==== RECORD EXTRACTS ====

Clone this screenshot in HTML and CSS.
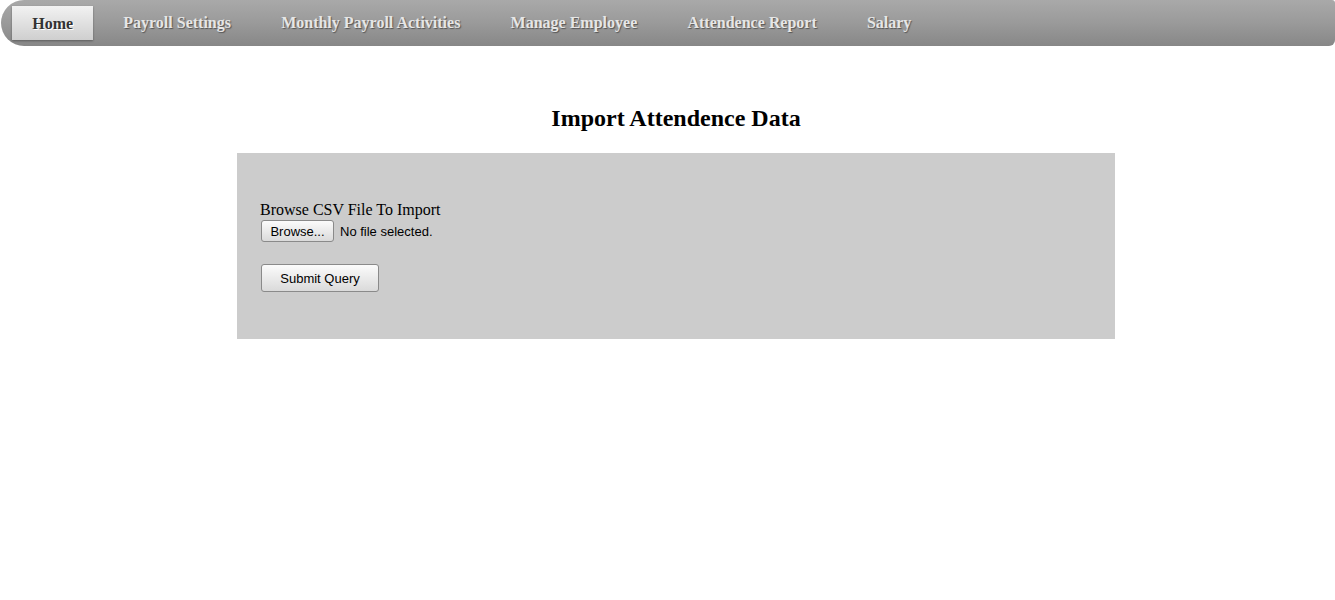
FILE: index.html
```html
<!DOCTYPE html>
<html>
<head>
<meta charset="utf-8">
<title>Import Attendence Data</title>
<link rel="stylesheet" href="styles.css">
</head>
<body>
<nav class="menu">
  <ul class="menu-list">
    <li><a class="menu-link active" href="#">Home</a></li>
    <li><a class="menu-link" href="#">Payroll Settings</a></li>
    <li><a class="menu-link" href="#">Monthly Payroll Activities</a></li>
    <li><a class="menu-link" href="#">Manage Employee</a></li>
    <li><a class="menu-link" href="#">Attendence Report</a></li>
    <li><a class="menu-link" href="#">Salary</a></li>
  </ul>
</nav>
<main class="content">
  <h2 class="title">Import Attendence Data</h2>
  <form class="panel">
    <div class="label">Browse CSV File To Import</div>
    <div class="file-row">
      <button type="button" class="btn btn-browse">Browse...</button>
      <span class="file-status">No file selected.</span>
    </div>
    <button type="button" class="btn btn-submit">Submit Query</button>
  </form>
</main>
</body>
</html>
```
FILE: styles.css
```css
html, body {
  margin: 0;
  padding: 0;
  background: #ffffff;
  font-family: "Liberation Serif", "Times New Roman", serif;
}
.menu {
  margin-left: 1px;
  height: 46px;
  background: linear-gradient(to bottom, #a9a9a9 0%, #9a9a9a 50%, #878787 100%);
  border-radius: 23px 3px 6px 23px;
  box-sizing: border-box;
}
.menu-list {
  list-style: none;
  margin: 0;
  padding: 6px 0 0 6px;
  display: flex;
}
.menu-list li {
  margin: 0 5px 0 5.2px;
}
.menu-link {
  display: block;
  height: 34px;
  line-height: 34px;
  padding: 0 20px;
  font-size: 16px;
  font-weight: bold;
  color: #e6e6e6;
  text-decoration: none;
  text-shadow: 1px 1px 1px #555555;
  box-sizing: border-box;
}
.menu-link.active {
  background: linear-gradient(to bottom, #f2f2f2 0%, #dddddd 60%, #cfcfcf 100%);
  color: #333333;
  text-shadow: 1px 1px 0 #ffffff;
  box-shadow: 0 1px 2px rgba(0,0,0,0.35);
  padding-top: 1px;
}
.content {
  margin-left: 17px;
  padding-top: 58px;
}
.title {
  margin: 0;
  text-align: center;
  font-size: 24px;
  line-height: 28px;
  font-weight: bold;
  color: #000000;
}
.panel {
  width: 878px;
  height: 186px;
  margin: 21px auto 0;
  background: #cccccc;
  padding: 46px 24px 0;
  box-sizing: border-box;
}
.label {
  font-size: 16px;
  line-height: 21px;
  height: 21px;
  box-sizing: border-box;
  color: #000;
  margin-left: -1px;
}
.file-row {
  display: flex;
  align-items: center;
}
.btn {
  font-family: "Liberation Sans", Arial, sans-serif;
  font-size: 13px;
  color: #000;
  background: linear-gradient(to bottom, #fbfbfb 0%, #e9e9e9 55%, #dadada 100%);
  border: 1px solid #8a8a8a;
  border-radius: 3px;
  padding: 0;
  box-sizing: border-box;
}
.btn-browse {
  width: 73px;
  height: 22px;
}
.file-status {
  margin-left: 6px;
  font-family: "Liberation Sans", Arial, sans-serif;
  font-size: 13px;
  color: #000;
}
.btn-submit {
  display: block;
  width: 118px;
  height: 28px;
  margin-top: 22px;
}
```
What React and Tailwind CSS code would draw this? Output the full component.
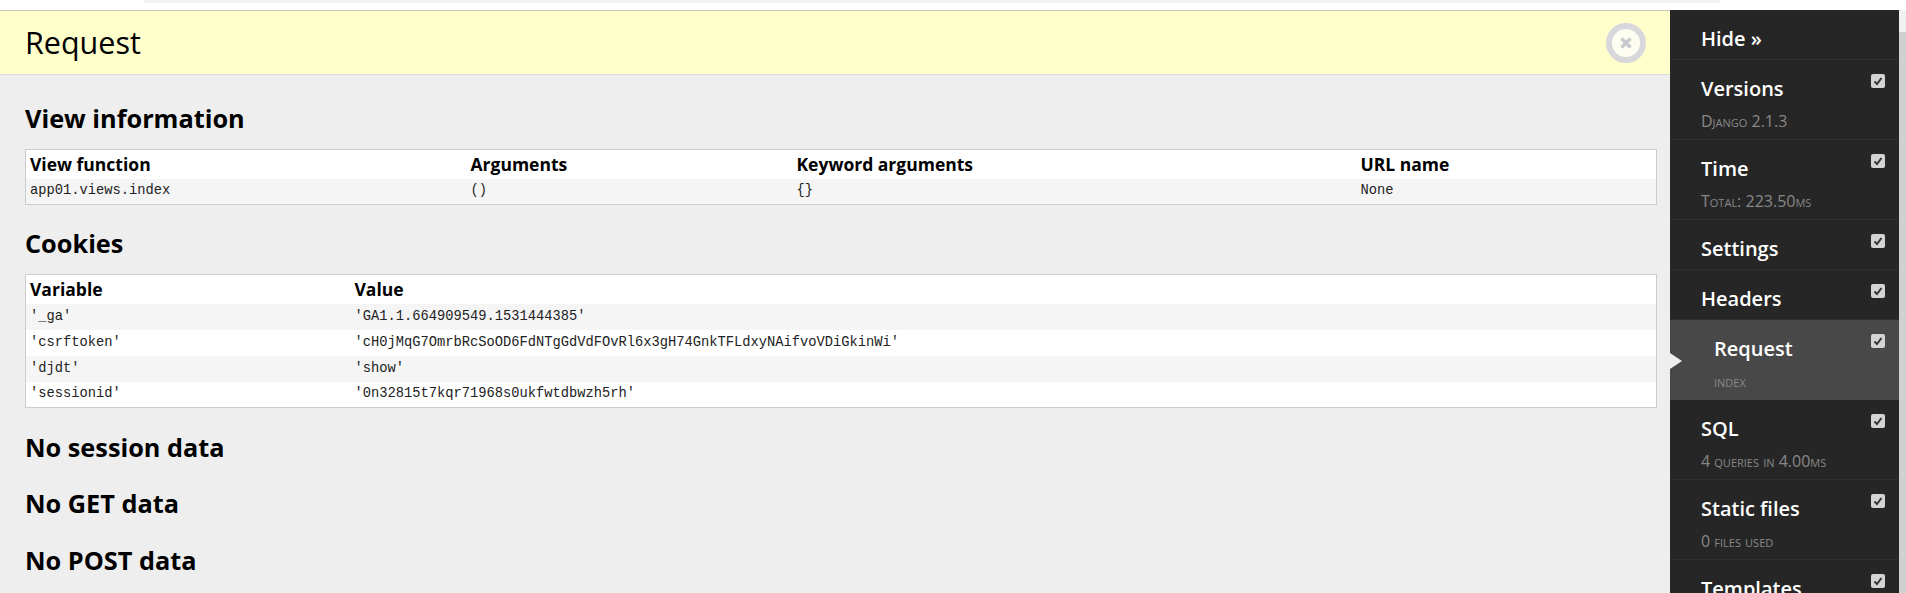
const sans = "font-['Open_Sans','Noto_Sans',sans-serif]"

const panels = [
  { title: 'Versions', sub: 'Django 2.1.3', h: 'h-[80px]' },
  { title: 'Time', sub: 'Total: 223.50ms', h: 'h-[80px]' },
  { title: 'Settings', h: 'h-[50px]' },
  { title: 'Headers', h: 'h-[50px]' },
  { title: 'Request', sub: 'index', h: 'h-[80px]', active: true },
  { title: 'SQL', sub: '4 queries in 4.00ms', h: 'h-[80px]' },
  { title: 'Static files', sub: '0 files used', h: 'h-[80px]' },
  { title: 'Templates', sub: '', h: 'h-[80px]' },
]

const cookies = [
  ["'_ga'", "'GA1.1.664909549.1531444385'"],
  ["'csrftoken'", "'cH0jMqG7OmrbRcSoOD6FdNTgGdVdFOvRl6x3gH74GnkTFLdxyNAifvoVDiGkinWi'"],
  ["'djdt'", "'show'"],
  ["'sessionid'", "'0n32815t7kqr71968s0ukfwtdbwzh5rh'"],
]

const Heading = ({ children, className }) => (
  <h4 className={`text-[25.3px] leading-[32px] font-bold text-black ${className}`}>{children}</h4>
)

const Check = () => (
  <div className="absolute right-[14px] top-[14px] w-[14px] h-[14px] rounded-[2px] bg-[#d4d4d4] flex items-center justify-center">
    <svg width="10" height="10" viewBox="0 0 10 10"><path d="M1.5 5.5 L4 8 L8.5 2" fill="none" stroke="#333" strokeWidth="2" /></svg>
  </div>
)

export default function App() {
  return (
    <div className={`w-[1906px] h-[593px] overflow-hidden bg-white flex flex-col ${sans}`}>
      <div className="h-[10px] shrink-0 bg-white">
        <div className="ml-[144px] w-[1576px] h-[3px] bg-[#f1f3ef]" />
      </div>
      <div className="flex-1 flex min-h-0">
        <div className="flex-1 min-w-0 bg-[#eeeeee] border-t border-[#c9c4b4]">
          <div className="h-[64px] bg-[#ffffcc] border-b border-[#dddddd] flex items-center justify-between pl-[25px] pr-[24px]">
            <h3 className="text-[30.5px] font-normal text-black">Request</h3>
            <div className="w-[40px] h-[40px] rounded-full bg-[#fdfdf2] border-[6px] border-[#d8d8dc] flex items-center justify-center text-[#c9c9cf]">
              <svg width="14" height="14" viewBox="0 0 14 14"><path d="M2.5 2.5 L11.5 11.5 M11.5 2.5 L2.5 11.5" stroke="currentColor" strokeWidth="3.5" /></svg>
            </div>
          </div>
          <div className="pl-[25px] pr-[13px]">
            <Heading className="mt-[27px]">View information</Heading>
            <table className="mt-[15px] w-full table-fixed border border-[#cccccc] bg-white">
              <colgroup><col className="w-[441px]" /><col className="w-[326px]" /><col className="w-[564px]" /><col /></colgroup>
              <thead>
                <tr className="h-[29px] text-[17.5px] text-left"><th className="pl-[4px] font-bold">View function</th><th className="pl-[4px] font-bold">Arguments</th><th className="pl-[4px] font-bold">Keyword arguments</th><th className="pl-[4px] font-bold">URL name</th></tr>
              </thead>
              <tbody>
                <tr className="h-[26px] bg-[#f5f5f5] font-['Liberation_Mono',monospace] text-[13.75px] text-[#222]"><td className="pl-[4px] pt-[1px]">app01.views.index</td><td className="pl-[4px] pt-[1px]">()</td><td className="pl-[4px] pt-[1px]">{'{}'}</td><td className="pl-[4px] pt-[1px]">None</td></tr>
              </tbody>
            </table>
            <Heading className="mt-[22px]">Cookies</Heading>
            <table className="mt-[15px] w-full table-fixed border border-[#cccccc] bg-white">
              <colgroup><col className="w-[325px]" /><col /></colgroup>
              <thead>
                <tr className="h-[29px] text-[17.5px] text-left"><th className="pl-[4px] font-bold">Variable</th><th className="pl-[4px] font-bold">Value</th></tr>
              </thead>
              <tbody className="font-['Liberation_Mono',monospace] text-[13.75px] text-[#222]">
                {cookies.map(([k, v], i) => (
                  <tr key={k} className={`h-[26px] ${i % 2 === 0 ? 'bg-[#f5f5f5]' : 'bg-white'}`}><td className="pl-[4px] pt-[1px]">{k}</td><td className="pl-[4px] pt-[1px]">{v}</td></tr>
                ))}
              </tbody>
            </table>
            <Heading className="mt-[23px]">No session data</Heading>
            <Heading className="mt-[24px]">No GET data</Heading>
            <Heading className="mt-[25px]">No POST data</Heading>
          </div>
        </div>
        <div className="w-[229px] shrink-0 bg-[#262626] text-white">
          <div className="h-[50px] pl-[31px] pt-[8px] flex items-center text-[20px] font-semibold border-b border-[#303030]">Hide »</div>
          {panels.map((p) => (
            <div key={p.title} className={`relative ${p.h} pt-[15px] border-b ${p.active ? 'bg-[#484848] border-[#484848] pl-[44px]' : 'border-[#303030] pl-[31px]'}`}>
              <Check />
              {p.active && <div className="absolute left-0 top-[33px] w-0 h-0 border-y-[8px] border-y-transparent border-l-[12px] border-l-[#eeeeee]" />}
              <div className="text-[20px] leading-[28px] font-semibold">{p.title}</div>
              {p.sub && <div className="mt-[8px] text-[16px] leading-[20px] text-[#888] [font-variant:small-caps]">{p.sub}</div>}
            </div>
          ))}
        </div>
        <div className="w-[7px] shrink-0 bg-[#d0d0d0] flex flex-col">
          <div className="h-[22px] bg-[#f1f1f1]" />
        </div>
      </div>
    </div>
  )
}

====

Of all the lines in the data above, state how many include "this". Say only the number.

**TASK RESULT**
2